Behavior of BFGS

[NightWinkle]

Hi,

I'm not sure if this is the desired behavior, but BFGS directly stops if f(y0) == 0. As an example :

from optimistix import minimise, BFGS, rms_norm
import equinox as eqx
import jax.numpy as jnp

@eqx.filter_jit
def f(y, args):
    return jnp.sum(jnp.square(y))

N = 2

def f2(y, args):
    return f(y, args) - N

y0 = jnp.ones((N,))

res = minimise(
    f,
    BFGS(rtol=1e-13, atol=1e-13, norm=rms_norm),
    y0=y0,
    max_steps=1024,
)

print(res.stats["num_steps"])
assert jnp.allclose(res.value, jnp.zeros((N,)))

res = minimise(
    f2,
    BFGS(rtol=1e-13, atol=1e-13, norm=rms_norm),
    y0=y0,
    max_steps=1024,
)

print(res.stats["num_steps"])
assert jnp.allclose(res.value, jnp.zeros((N,)))

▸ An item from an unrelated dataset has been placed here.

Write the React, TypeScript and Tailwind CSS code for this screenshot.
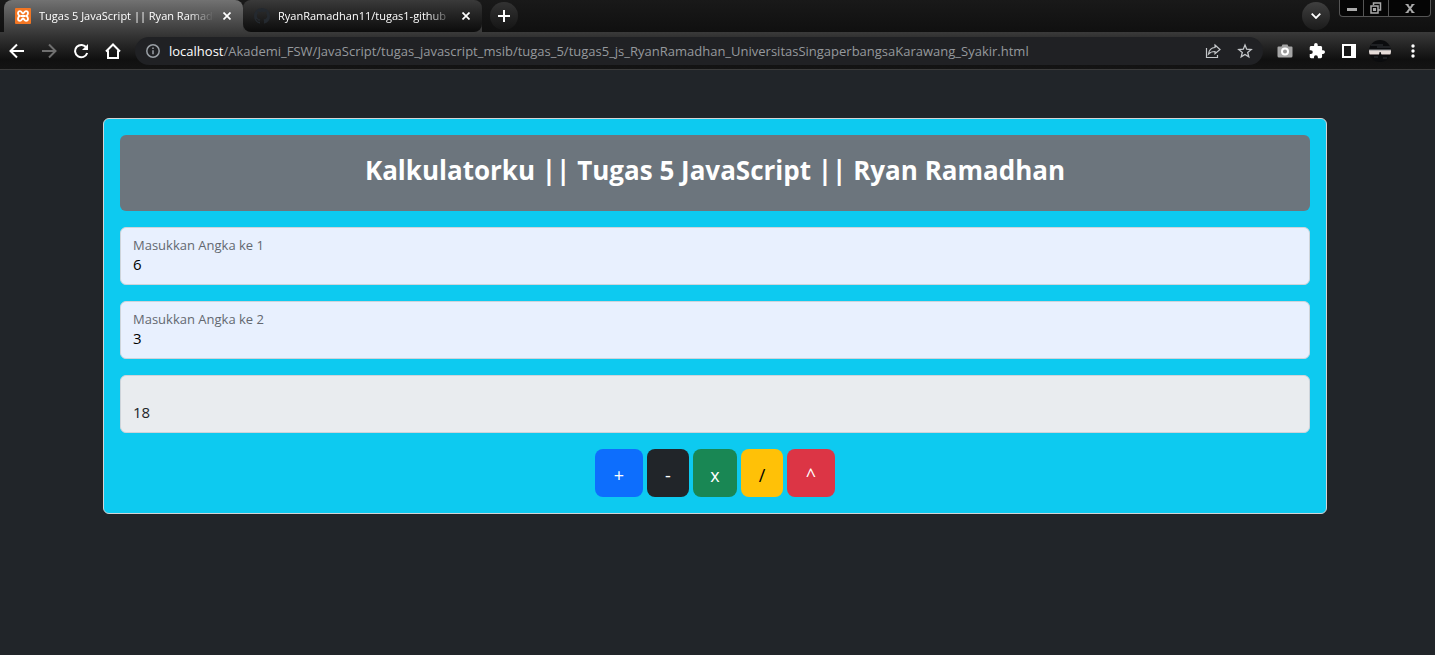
import { useState } from 'react';

const fontStack = "font-['Open_Sans','Noto_Sans',sans-serif]";

function XamppIcon() {
  return (
    <svg width="16" height="16" viewBox="0 0 16 16" aria-hidden="true" className="shrink-0">
      <rect width="16" height="16" rx="1" fill="#f37623" />
      <path
        d="M5 3.200C3.500 3.200 3 4.200 3 5.300c0 1.400.6 2 1.500 2.700C3.600 8.700 3 9.300 3 10.700c0 1.100.5 2.100 2 2.100 1.800 0 1.800-2.300 3-2.300s1.200 2.300 3 2.300c1.500 0 2-1 2-2.100 0-1.400-.6-2-1.500-2.700.9-.7 1.500-1.300 1.500-2.700 0-1.100-.5-2.100-2-2.100-1.800 0-1.800 2.300-3 2.300S6.800 3.200 5 3.200z"
        fill="none"
        stroke="#fff"
        strokeWidth="1.800"
        strokeLinejoin="round"
      />
      <path d="M6 8h4" stroke="#fff" strokeWidth="1.800" strokeLinecap="round" />
    </svg>
  );
}

function GithubIcon() {
  return (
    <svg width="16" height="16" viewBox="0 0 16 16" aria-hidden="true" className="shrink-0">
      <path
        fill="#24292f"
        d="M8 0C3.580 0 0 3.580 0 8c0 3.540 2.290 6.530 5.470 7.590.4.070.550-.170.550-.380 0-.190-.010-.820-.010-1.490-2.010.370-2.530-.490-2.690-.940-.090-.230-.480-.940-.820-1.130-.280-.150-.680-.520-.010-.530.630-.010 1.080.580 1.230.820.720 1.210 1.870.870 2.330.660.070-.520.280-.870.510-1.070-1.780-.2-3.640-.890-3.640-3.950 0-.870.310-1.590.820-2.150-.080-.2-.360-1.020.080-2.120 0 0 .670-.210 2.200.820a7.600 7.600 0 0 1 4 0c1.530-1.040 2.200-.820 2.200-.820.440 1.100.160 1.920.080 2.120.510.560.820 1.270.820 2.150 0 3.070-1.870 3.750-3.650 3.950.290.250.540.730.540 1.480 0 1.070-.010 1.930-.010 2.200 0 .210.150.460.550.380A8 8 0 0 0 16 8c0-4.420-3.580-8-8-8z"
      />
    </svg>
  );
}

function CloseIcon() {
  return (
    <svg width="8" height="8" viewBox="0 0 8 8" stroke="#fff" strokeWidth="1.700" aria-hidden="true">
      <path d="M.5.5l7 7M7.500.500l-7 7" />
    </svg>
  );
}

function Avatar() {
  return (
    <svg width="22" height="22" viewBox="0 0 22 22" aria-hidden="true">
      <clipPath id="avatar-clip">
        <circle cx="11" cy="11" r="11" />
      </clipPath>
      <g clipPath="url(#avatar-clip)">
        <rect width="22" height="22" fill="#0b0c0e" />
        <path d="M2 5h12M8 7h14" stroke="#34373b" />
        <rect y="9.500" width="22" height="2" fill="#8d8f93" />
        <rect y="10.500" width="22" height="3.500" fill="#e5dcd8" />
        <rect y="14" width="22" height="1" fill="#756b6b" />
        <path d="M10 22v-7l.6-3h1l.9 3v7z" fill="#0b0c0e" />
        <path d="M5 17h4M14 18h4" stroke="#303236" />
      </g>
    </svg>
  );
}

function BrowserTabs() {
  return (
    <div className="flex h-8 items-start bg-linear-to-b from-[#191919] to-[#101010] pl-1">
      <div className="flex h-8 w-[239px] items-center gap-2 rounded-t-lg bg-linear-to-b from-[#727272] to-[#3a3a3a] pr-[11px] pl-[11px]">
        <XamppIcon />
        <span className="min-w-0 flex-1 overflow-hidden text-[11px] leading-4 whitespace-nowrap text-white mask-r-from-85%">
          Tugas 5 JavaScript || Ryan Ramadhan
        </span>
        <button aria-label="Close tab" className="p-px"><CloseIcon /></button>
      </div>
      <div className="h-8 w-[239px] bg-linear-to-b from-[#191919] from-70% to-[#3a3a3a] to-70%">
        <div className="flex h-8 items-center gap-2 rounded-lg bg-linear-to-b from-[#3a3a3a] to-[#0c0c0c] pr-[11px] pl-[11px]">
          <GithubIcon />
          <span className="min-w-0 flex-1 overflow-hidden text-[11px] leading-4 whitespace-nowrap text-white mask-r-from-85%">
            RyanRamadhan11/tugas1-github
          </span>
          <button aria-label="Close tab" className="p-px"><CloseIcon /></button>
        </div>
      </div>
      <button
        aria-label="New tab"
        className="mt-0.5 ml-2 grid size-7 place-items-center rounded-full bg-linear-to-b from-[#333] to-[#151515]"
      >
        <svg width="12" height="12" viewBox="0 0 12 12" stroke="#fff" strokeWidth="2" aria-hidden="true">
          <path d="M6 0v12M0 6h12" />
        </svg>
      </button>
      <div className="flex-1" />
      <button
        aria-label="Search tabs"
        className="mt-0.5 mr-[9px] grid size-7 place-items-center rounded-full bg-linear-to-b from-[#404040] to-[#1b1b1b]"
      >
        <svg width="10" height="6" viewBox="0 0 10 6" fill="none" stroke="#fff" strokeWidth="1.800" aria-hidden="true">
          <path d="M.7.7L5 5 9.300.700" />
        </svg>
      </button>
      <div className="mr-1 flex h-[17px] divide-x divide-[#555] rounded-b border border-t-0 border-[#555] bg-[#050505]">
        <button aria-label="Minimize" className="grid w-6 place-items-center">
          <svg width="10" height="10" viewBox="0 0 10 10" aria-hidden="true">
            <path d="M0 5h10v3H0z" fill="#aaa" />
          </svg>
        </button>
        <button aria-label="Restore" className="grid w-[25px] place-items-center">
          <svg width="12" height="12" viewBox="0 0 12 12" fill="none" stroke="#aaa" strokeWidth="1.500" aria-hidden="true">
            <path d="M3.500 3V1h7v7h-2M1 4h7v7H1zM3.700 6.700h1.600v1.600H3.700z" />
          </svg>
        </button>
        <button aria-label="Close" className="grid w-[41px] place-items-center">
          <svg width="10" height="9" viewBox="0 0 10 9" stroke="#aaa" strokeWidth="2" aria-hidden="true">
            <path d="M2 .5l6 8M8 .5l-6 8" />
            <path d="M.5.5h3M6.500.5h3M.5 8.500h3M6.500 8.500h3" strokeWidth="1" />
          </svg>
        </button>
      </div>
    </div>
  );
}

function Toolbar() {
  return (
    <div className="flex h-[38px] items-center border-b border-b-[#3c3c3c] bg-linear-to-b from-[#3a3a3a] via-[#101010] via-75% to-[#141414] pr-5 pl-[9px]">
      <div className="flex gap-4 text-white">
        <button aria-label="Back">
          <svg width="16" height="16" viewBox="0 0 16 16" fill="none" stroke="currentColor" strokeWidth="2" aria-hidden="true">
            <path d="M15 8H2.500M8 1.500L1.500 8 8 14.500" />
          </svg>
        </button>
        <button aria-label="Forward" className="text-[#6f6f6f]">
          <svg width="16" height="16" viewBox="0 0 16 16" fill="none" stroke="currentColor" strokeWidth="2" aria-hidden="true">
            <path d="M1 8h12.500M8 1.500L14.500 8 8 14.500" />
          </svg>
        </button>
        <button aria-label="Reload">
          <svg width="16" height="16" viewBox="0 0 16 16" fill="none" stroke="currentColor" strokeWidth="2" aria-hidden="true">
            <path d="M13.500 4.700A6.200 6.200 0 1 0 14.200 10" />
            <path d="M15 1v6H9z" fill="currentColor" stroke="none" />
          </svg>
        </button>
        <button aria-label="Home">
          <svg width="16" height="16" viewBox="0 0 16 16" fill="none" stroke="currentColor" strokeWidth="2" aria-hidden="true">
            <path d="M1 8.500L8 1.500l7 7M3 7.500V15h10V7.500" />
          </svg>
        </button>
      </div>
      <div className="ml-[14px] flex h-7 min-w-0 flex-1 items-center rounded-full bg-[#202124] pr-[10px] pl-[11px]">
        <svg width="14" height="14" viewBox="0 0 14 14" fill="none" stroke="#9aa0a6" strokeWidth="1.500" aria-hidden="true" className="shrink-0">
          <circle cx="7" cy="7" r="6.200" />
          <path d="M7 6.200v4M7 3.500v1.500" />
        </svg>
        <div className="ml-[9px] min-w-0 flex-1 overflow-hidden text-[13px] leading-5 whitespace-nowrap text-[#96999d]">
          <span className="text-white">localhost</span>
          /Akademi_FSW/JavaScript/tugas_javascript_msib/tugas_5/tugas5_js_RyanRamadhan_UniversitasSingaperbangsaKarawang_Syakir.html
        </div>
        <button aria-label="Share" className="mr-4">
          <svg width="16" height="16" viewBox="0 0 16 16" fill="none" stroke="#c4c7ca" strokeWidth="1.200" aria-hidden="true">
            <path d="M1.500 5v9.500h11V12M10 2l5 4.500-5 4.300V8.500c-3 0-5 .8-6.500 2.500.5-4 2.800-6.300 6.500-6.500z" />
          </svg>
        </button>
        <button aria-label="Bookmark this page">
          <svg width="16" height="16" viewBox="0 0 16 16" fill="none" stroke="#c4c7ca" strokeWidth="1.300" aria-hidden="true">
            <path d="M8 2l1.700 4.200 4.500.300-3.500 2.900 1.100 4.400L8 11.400l-3.800 2.400 1.100-4.400-3.500-2.900 4.500-.300z" />
          </svg>
        </button>
      </div>
      <div className="ml-[14px] flex items-center">
        <button aria-label="Screenshot extension" className="mr-4">
          <svg width="16" height="14" viewBox="0 0 16 14" aria-hidden="true">
            <path d="M1.500 2.500h3L5.500.5h5l1 2h3q1 0 1 1V12q0 1.500-1.500 1.500H2Q.5 13.500.5 12V3.500q0-1 1-1z" fill="#a5a5a5" />
            <circle cx="8" cy="7.500" r="3" fill="#999" stroke="#fff" strokeWidth="2" />
          </svg>
        </button>
        <button aria-label="Extensions" className="mr-4">
          <svg width="16" height="16" viewBox="1 1 22 22" fill="#fff" aria-hidden="true">
            <path d="M20.500 11H19V7c0-1.100-.9-2-2-2h-4V3.500a2.500 2.500 0 0 0-5 0V5H4c-1.100 0-2 .9-2 2v3.800h1.500a2.700 2.700 0 0 1 0 5.400H2V20c0 1.100.9 2 2 2h3.800v-1.500a2.700 2.700 0 0 1 5.400 0V22H17c1.100 0 2-.9 2-2v-4h1.500a2.500 2.500 0 0 0 0-5z" />
          </svg>
        </button>
        <button aria-label="Side panel" className="mr-3">
          <svg width="16" height="16" viewBox="0 0 16 16" aria-hidden="true">
            <path d="M1 1h14v14H1z" fill="#fff" />
            <path d="M3 3h7v10H3z" fill="#181818" />
          </svg>
        </button>
        <button aria-label="Profile" className="mr-5"><Avatar /></button>
        <button aria-label="Menu">
          <svg width="4" height="14" viewBox="0 0 4 14" fill="#fff" aria-hidden="true">
            <circle cx="2" cy="2" r="1.700" />
            <circle cx="2" cy="7" r="1.700" />
            <circle cx="2" cy="12" r="1.700" />
          </svg>
        </button>
      </div>
    </div>
  );
}

type FieldProps = {
  id: string;
  label: string;
  value: string;
  onChange: (value: string) => void;
};

function NumberField({ id, label, value, onChange }: FieldProps) {
  return (
    <div className="flex h-[58px] flex-col rounded-md border border-[#ced4da] bg-[#e8f0fe] px-3 pt-[7px]">
      <label htmlFor={id} className="text-[13px] leading-5 text-[#636870]">{label}</label>
      <input
        id={id}
        value={value}
        onChange={(e) => onChange(e.target.value)}
        className="h-[18px] w-full bg-transparent text-[15px] leading-[18px] text-black outline-none"
      />
    </div>
  );
}

const operations = [
  { sign: '+', className: 'w-12 bg-[#0d6efd] text-white', run: (a: number, b: number) => a + b },
  { sign: '-', className: 'w-[42px] bg-[#212529] text-white', run: (a: number, b: number) => a - b },
  { sign: 'x', className: 'w-11 bg-[#198754] text-white', run: (a: number, b: number) => a * b },
  { sign: '/', className: 'w-[42px] bg-[#ffc107] text-black', run: (a: number, b: number) => a / b },
  { sign: '^', className: 'w-12 bg-[#dc3545] text-white', run: (a: number, b: number) => a ** b },
];

export default function App() {
  const [first, setFirst] = useState('6');
  const [second, setSecond] = useState('3');
  const [result, setResult] = useState('18');

  return (
    <div className={`min-h-screen bg-[#212529] ${fontStack}`}>
      <header>
        <BrowserTabs />
        <Toolbar />
      </header>
      <main className="pt-12 pr-[108px] pb-12 pl-[103px]">
        <div className="flex flex-col gap-4 rounded-md border border-[#d3d4d5] bg-[#0dcaf0] p-4">
          <h1 className="h-[76px] rounded-md bg-[#6c757d] pt-4 text-center text-[26px] leading-[38px] font-bold text-white">
            Kalkulatorku || Tugas 5 JavaScript || Ryan Ramadhan
          </h1>
          <NumberField id="angka1" label="Masukkan Angka ke 1" value={first} onChange={setFirst} />
          <NumberField id="angka2" label="Masukkan Angka ke 2" value={second} onChange={setSecond} />
          <input
            aria-label="Hasil"
            readOnly
            value={result}
            className="h-[58px] w-full rounded-md border border-[#ced4da] bg-[#e9ecef] px-3 pt-[26px] pb-[10px] text-[15px] leading-5 text-[#212529] outline-none"
          />
          <div className="flex justify-center gap-1">
            {operations.map(({ sign, className, run }) => (
              <button
                key={sign}
                onClick={() => setResult(String(run(Number(first), Number(second))))}
                className={`h-12 rounded-lg pt-1 text-lg leading-7 ${className}`}
              >
                {sign}
              </button>
            ))}
          </div>
        </div>
      </main>
    </div>
  );
}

This is because then the termination condition is already validated at first step. It's not really a big problem since you just need to offset the cost by a constant but it took me a while to figure out where the problem was coming from. Maybe the initial value for f_info should be set to infinity, or maybe this should be mentioned in the doc ?

[NightWinkle]

Yes, but notice I initialize at $y = 1$. The mínima is unique and at $0$.

Le jeu. 29 févr. 2024, 20:37, Jason Rader @.***> a écrit :

Hmm, does this persist for functions whose derivative is not $0$ at $0$? $y^Ty

• N$ has derivative $0$ at $y = 0$. It's unsurprising if BFGS does not move when initialised at a critical point.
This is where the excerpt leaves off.